My story about giving up weed
It started my sophomore year of high school. I was friends with a lot of people who were starting to get into smoking weed, which got me into it. My parents are dead-set against drugs, so the only way I could do it was if I snuck around. I was smoking weed and sneaking around, telling my parents I was one place when really I was somewhere else, which landed me in a bunch of trouble.
I smoked weed every single day. If I didn’t smoke, I felt like everything was so boring. I felt like I needed to be high to get through my life. In October of my sophomore year, my grandfather, who lived with us, died while I was in the room with him. After that, I went into a deep depression. I smoked weed every day, cut myself and stopped eating. Even though I’m at an average weight, I felt like I was huge. I was so uncomfortable with my body. I would not eat for days. All I would do was smoke weed and sleep.
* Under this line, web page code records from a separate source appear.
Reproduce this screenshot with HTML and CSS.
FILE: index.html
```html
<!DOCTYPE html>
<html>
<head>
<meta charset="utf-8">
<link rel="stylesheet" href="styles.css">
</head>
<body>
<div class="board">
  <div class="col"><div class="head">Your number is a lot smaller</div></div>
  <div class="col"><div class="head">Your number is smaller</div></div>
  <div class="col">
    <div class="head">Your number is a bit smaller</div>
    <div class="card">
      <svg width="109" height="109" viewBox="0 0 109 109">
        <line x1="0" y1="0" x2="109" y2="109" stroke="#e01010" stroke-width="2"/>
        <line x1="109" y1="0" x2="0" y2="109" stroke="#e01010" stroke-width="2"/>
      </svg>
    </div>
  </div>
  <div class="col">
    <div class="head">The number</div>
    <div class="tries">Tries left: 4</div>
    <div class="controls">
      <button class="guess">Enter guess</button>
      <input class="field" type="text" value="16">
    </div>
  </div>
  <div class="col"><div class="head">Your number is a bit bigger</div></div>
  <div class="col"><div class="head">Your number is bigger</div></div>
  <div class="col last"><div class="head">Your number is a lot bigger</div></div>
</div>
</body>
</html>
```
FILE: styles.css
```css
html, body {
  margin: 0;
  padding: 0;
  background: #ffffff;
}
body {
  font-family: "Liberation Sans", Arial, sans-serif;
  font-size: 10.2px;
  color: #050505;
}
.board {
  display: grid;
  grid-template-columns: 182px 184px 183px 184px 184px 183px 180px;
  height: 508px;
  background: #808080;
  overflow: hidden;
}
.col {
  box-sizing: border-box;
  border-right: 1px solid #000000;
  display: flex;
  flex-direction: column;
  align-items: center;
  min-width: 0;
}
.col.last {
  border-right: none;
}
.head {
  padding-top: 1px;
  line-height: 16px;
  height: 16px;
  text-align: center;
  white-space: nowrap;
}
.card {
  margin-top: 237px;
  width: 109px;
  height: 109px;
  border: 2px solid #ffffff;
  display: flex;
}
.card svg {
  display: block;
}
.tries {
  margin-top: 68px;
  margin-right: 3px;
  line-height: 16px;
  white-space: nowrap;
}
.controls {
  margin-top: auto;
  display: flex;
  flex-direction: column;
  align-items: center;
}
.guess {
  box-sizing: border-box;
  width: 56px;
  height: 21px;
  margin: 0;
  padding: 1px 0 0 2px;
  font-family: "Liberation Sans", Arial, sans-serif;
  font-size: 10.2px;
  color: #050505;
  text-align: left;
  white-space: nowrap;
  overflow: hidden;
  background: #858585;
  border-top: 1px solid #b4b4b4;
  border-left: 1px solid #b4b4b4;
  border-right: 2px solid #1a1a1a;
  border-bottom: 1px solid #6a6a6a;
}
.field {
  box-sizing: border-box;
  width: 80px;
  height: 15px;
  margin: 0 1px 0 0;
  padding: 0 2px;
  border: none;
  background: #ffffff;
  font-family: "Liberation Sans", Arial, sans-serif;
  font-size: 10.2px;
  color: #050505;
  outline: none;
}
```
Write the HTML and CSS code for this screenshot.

That was another reason to smoke weed. It would make me forget about eating. I would just fall asleep and block everything out. The longest I’ve been without eating was a week and a half. I would also cut myself to release pain. I have scars up both of my arms. One day I was high, and I lied about where I was. So, when my mom picked me up, there was a bunch of screaming. To get out of all the screaming, I just burst into tears, telling my mom about my eating habits. She made me eat. I still would smoke weed, though.
Things started to get worse. I was failing every single class, and I ending up skipping school to go get high with my friends. I would even show up to school events high. On my 16th birthday, I skipped school to go smoke weed. My principal noticed that I was not in school, so he called my mom. My mom called me telling me to get back to school immediately, so I did.
When I got home that day, they were so disappointed in me that it actually hurts to think about it. My mom told me that the husband of a woman she works with is a police officer. Come to find out, he was involved in a drug investigation at my school. My name was mentioned, so the woman told my mom. I will never forget the day that my mom asked me if I smoked weed. I didn’t know what to say to her, so I said nothing. Then, I started crying. I told her everything. She decided that I needed help.
I’ve been seeing my counselor for a year now. She and I are very close. I was diagnosed with depression, and I am now on anti-depressants to help me out. I am also an honor roll student. I dropped all my bad friends for new ones who don’t smoke weed or pressure me, and I don’t lie to my parents about where I am. Counseling has helped me a lot. I would have never thought that I would be at where I am now. Everything is great in my life now.